Mind the gap: investigating the transfer of digital capabilities from the classroom to the business in SMEs


Digital transformation is a game changer for businesses and economies. But SMEs, which play a major economic role, lag behind larger firms in developing digital capabilities.

Learning institutions that offer management courses and skills training have emerged as a popular initiative to address SMEs’ capability deficit.

However, such courses and skills training typically over-emphasise individual learning in digital capability development. Little attention is paid to the social, political, and cultural contexts of SMEs that impact the transformation of that individual learning into organisational capabilities.
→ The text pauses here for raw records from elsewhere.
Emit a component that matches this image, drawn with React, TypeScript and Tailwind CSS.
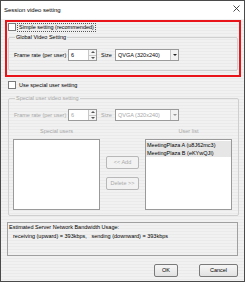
import React from 'react';

const Checkbox: React.FC = () => (
  <span className="block w-[8px] h-[8px] shrink-0 border border-[#7a7a7a] bg-white" />
);

const SpinInput: React.FC<{ value: string; disabled?: boolean }> = ({ value, disabled }) => (
  <div className="flex w-[29px] h-[12px] border border-[#9a9a9a] bg-white">
    <span className={`flex-1 pl-[2px] leading-[10px] ${disabled ? 'text-[#a8a8a8]' : 'text-black'}`}>{value}</span>
    <div className="flex flex-col w-[8px] border-l border-[#c8c8c8]">
      <div className="flex-1 flex items-center justify-center border-b border-[#c8c8c8] bg-[#f4f4f4]">
        <span className="block w-0 h-0 border-l-[2px] border-r-[2px] border-b-[2px] border-l-transparent border-r-transparent border-b-[#555]" />
      </div>
      <div className="flex-1 flex items-center justify-center bg-[#f4f4f4]">
        <span className="block w-0 h-0 border-l-[2px] border-r-[2px] border-t-[2px] border-l-transparent border-r-transparent border-t-[#555]" />
      </div>
    </div>
  </div>
);

const Combo: React.FC<{ value: string; disabled?: boolean }> = ({ value, disabled }) => (
  <div className="flex w-[64px] h-[12px] border border-[#9a9a9a] bg-white">
    <span className={`flex-1 pl-[2px] leading-[10px] ${disabled ? 'text-[#a8a8a8]' : 'text-black'}`}>{value}</span>
    <div className="w-[8px] flex items-center justify-center border-l border-[#c8c8c8] bg-[#f2f2f2]">
      <span
        className={`block w-0 h-0 border-l-[2px] border-r-[2px] border-t-[2px] border-l-transparent border-r-transparent ${
          disabled ? 'border-t-[#9a9a9a]' : 'border-t-[#222]'
        }`}
      />
    </div>
  </div>
);

const SettingRow: React.FC<{ disabled?: boolean }> = ({ disabled }) => {
  const tc = disabled ? 'text-[#a8a8a8]' : 'text-black';
  return (
    <div className="flex items-center h-[12px]">
      <span className={`w-[54px] ${tc}`}>Frame rate (per user)</span>
      <SpinInput value="6" disabled={disabled} />
      <span className={`ml-[4px] w-[14px] ${tc}`}>Size</span>
      <Combo value="QVGA (320x240)" disabled={disabled} />
    </div>
  );
};

const WinButton: React.FC<{ label: string; w: string; disabled?: boolean }> = ({ label, w, disabled }) => (
  <div
    className={`${w} h-[13px] flex items-center justify-center rounded-[2px] border ${
      disabled
        ? 'border-[#b8b8b8] bg-[#f2f2f2] text-[#a8a8a8]'
        : 'border-[#7a7a7a] bg-gradient-to-b from-[#f6f6f6] to-[#e2e2e2] text-black'
    }`}
  >
    {label}
  </div>
);

export default function App() {
  return (
    <div
      className="w-[245px] h-[282px] flex flex-col border border-[#4a4a4a] bg-[#eeeeee] text-[5.5px] leading-[7px] text-black"
      style={{ fontFamily: '"Liberation Sans", Arial, sans-serif' }}
    >
      {/* title bar */}
      <div className="h-[18px] shrink-0 bg-white flex items-center justify-between pl-[3px] pr-[4px]">
        <span className="text-[6px]">Session video setting</span>
        <svg width="7" height="7" viewBox="0 0 7 7" className="mb-[4px]">
          <path d="M0.5 0.5L6.5 6.5M6.5 0.5L0.5 6.5" stroke="#333" strokeWidth="0.9" />
        </svg>
      </div>

      <div className="flex-1 flex flex-col bg-[repeating-linear-gradient(180deg,#f1f1f1_0px,#f1f1f1_2px,#eaeaea_2px,#eaeaea_3px)]">
        {/* simple setting (highlighted) */}
        <div className="mt-[1px] ml-[4px] w-[236px] h-[57px] border-2 border-[#e8141a] flex flex-col">
          <div className="flex items-center mt-[1px] ml-[1px] h-[8px]">
            <Checkbox />
            <span className="ml-[1px] px-[1px] border border-dotted border-[#555] leading-[7px]">
              Simple setting (recommended)
            </span>
          </div>
          <fieldset className="mt-[3px] ml-[1px] w-[230px] h-[37px] border border-[#cfcfcf] rounded-[2px] px-[5px]">
            <legend className="ml-[1px] px-[1px] leading-[7px]">Global Video Setting</legend>
            <div className="mt-[8px]">
              <SettingRow />
            </div>
          </fieldset>
        </div>

        {/* special user setting */}
        <div className="flex items-center mt-[4px] ml-[7px] h-[8px]">
          <Checkbox />
          <span className="ml-[3px]">Use special user setting</span>
        </div>

        <fieldset className="mt-[6px] ml-[7px] w-[231px] h-[121px] border border-[#cfcfcf] rounded-[2px] px-[5px]">
          <legend className="ml-[1px] px-[1px] leading-[7px] text-[#a8a8a8]">Special user video setting</legend>
          <div className="mt-[7px]">
            <SettingRow disabled />
          </div>
          <div className="flex mt-[7px] ml-[-1px] text-[#a8a8a8]">
            <span className="w-[87px] text-center">Special users</span>
            <span className="ml-[45px] w-[87px] text-center">User list</span>
          </div>
          <div className="flex mt-[4px] ml-[-1px]">
            <div className="w-[87px] h-[71px] border border-[#9a9a9a] bg-white" />
            <div className="w-[45px] flex flex-col items-center pt-[17px] gap-[8px]">
              <WinButton label="<< Add" w="w-[33px]" disabled />
              <WinButton label="Delete >>" w="w-[33px]" disabled />
            </div>
            <div className="w-[87px] h-[71px] border border-[#9a9a9a] bg-white flex flex-col pt-[1px]">
              <div className="h-[8px] bg-[#e6e6e6] pl-[1px] leading-[8px]">MeetingPlaza A (u8J62mc3)</div>
              <div className="h-[8px] bg-[#e6e6e6] pl-[1px] leading-[8px]">MeetingPlaza B (eKYwQJI)</div>
            </div>
          </div>
        </fieldset>

        {/* bandwidth estimate */}
        <div className="mt-[6px] ml-[6px] w-[231px] h-[34px] border border-[#a0a0a0] pl-[1px] pt-[1px]">
          <div>Estimated Server Network Bandwidth Usage:</div>
          <div className="pl-[4px] mt-[2px]">receiving (upward) = 393kbps,&nbsp;&nbsp; sending (downward) = 393kbps</div>
        </div>

        {/* dialog buttons */}
        <div className="flex mt-[8px] ml-[153px]">
          <WinButton label="OK" w="w-[24px]" />
          <div className="ml-[21px]">
            <WinButton label="Cancel" w="w-[39px]" />
          </div>
        </div>
      </div>
    </div>
  );
}
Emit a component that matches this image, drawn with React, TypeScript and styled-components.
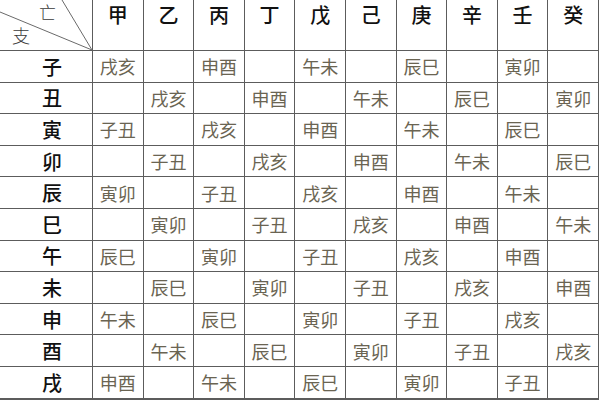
import React from "react";
import styled, { createGlobalStyle } from "styled-components";

const Global = createGlobalStyle`
  html, body { margin: 0; padding: 0; background: #ffffff; }
  body { font-family: "Noto Sans CJK SC", "Noto Sans", sans-serif; }
`;

const Table = styled.div`
  display: grid;
  width: 598px;
  grid-template-columns: 92px repeat(10, 1fr);
  grid-template-rows: 50px repeat(11, 30.6px);
  gap: 1px;
  padding: 0 1px 2px 0;
  background: #5c5c5c;
`;

const Corner = styled.div`
  position: relative;
  background: #fff;
  overflow: hidden;
`;

const CornerSvg = styled.svg`
  position: absolute;
  inset: 0;
  width: 92px;
  height: 50px;
`;

const CornerLabel = styled.span<{ $x: number; $y: number; $size: number }>`
  position: absolute;
  left: ${(p) => p.$x}px;
  top: ${(p) => p.$y}px;
  font-size: ${(p) => p.$size}px;
  line-height: 1.2;
  color: #3a3a3a;
  font-weight: 300;
`;

const HeadCell = styled.div`
  background: #fff;
  display: flex;
  justify-content: center;
  align-items: flex-start;
  padding-top: 0;
  font-size: 20px;
  line-height: normal;
  font-weight: 500;
  color: #111;
`;

const RowLabel = styled.div`
  background: #fff;
  display: flex;
  justify-content: center;
  align-items: center;
  padding-left: 12px;
  font-size: 20px;
  font-weight: 500;
  color: #111;
`;

const Cell = styled.div`
  background: #fff;
  display: flex;
  justify-content: center;
  align-items: center;
  font-size: 18px;
  font-weight: 400;
  color: #6a6452;
`;

const stems = ["甲", "乙", "丙", "丁", "戊", "己", "庚", "辛", "壬", "癸"];
const branches = ["子", "丑", "寅", "卯", "辰", "巳", "午", "未", "申", "酉", "戌"];
const voids = ["戌亥", "申酉", "午未", "辰巳", "寅卯", "子丑"];

const value = (r: number, c: number) => {
  if ((r + c) % 2 !== 0) return "";
  const idx = (((Math.floor(c / 2) - Math.floor(r / 2)) % 6) + 6) % 6;
  return voids[idx];
};

export default function App() {
  return (
    <>
      <Global />
      <Table>
        <Corner>
          <CornerSvg viewBox="0 0 92 50">
            <line x1="0" y1="12" x2="92" y2="50" stroke="#6a6a6a" strokeWidth="1" />
            <line x1="62" y1="0" x2="92" y2="50" stroke="#6a6a6a" strokeWidth="1" />
          </CornerSvg>
          <CornerLabel $x={39} $y={2} $size={17}>亡</CornerLabel>
          <CornerLabel $x={12} $y={25} $size={18}>支</CornerLabel>
        </Corner>
        {stems.map((s) => (
          <HeadCell key={s}>{s}</HeadCell>
        ))}
        {branches.map((b, r) => (
          <React.Fragment key={b}>
            <RowLabel>{b}</RowLabel>
            {stems.map((s, c) => (
              <Cell key={s}>{value(r, c)}</Cell>
            ))}
          </React.Fragment>
        ))}
      </Table>
    </>
  );
}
This research thus investigates the approaches that SMEs take to facilitate organisational anchoring of digital capabilities gained through learning institutions.

Research overview

This project will involve an 18-month collaborative inquiry that investigates SME practitioners’ digital capability development experiences. Specifically, the project will involve:

  • Developing a theoretical and methodological approach to inquire into how SMEs experience digital transformation and the motivations, aspirations and expectations in pursuing digital capability development through learning institutions
  • Exploring how SMEs seek to transfer the individual-level digital capabilities acquired at learning institutions into organisational-level digital capabilities
  • Investigating enablers and barriers to transferring digital capabilities acquired from learning institutions to the organisational level
  • Generating theoretical and practical conclusions and recommendations to support digital capability development in SMEs.

The results will benefit scholars interested in capability development and digital transformation in SMEs, and will enable policymakers and involved institutions to develop better evidence-based capability development schemes to improve digital transformation outcomes for SMEs.

This project is funded by the BA Leverhulme Small Research Grants scheme.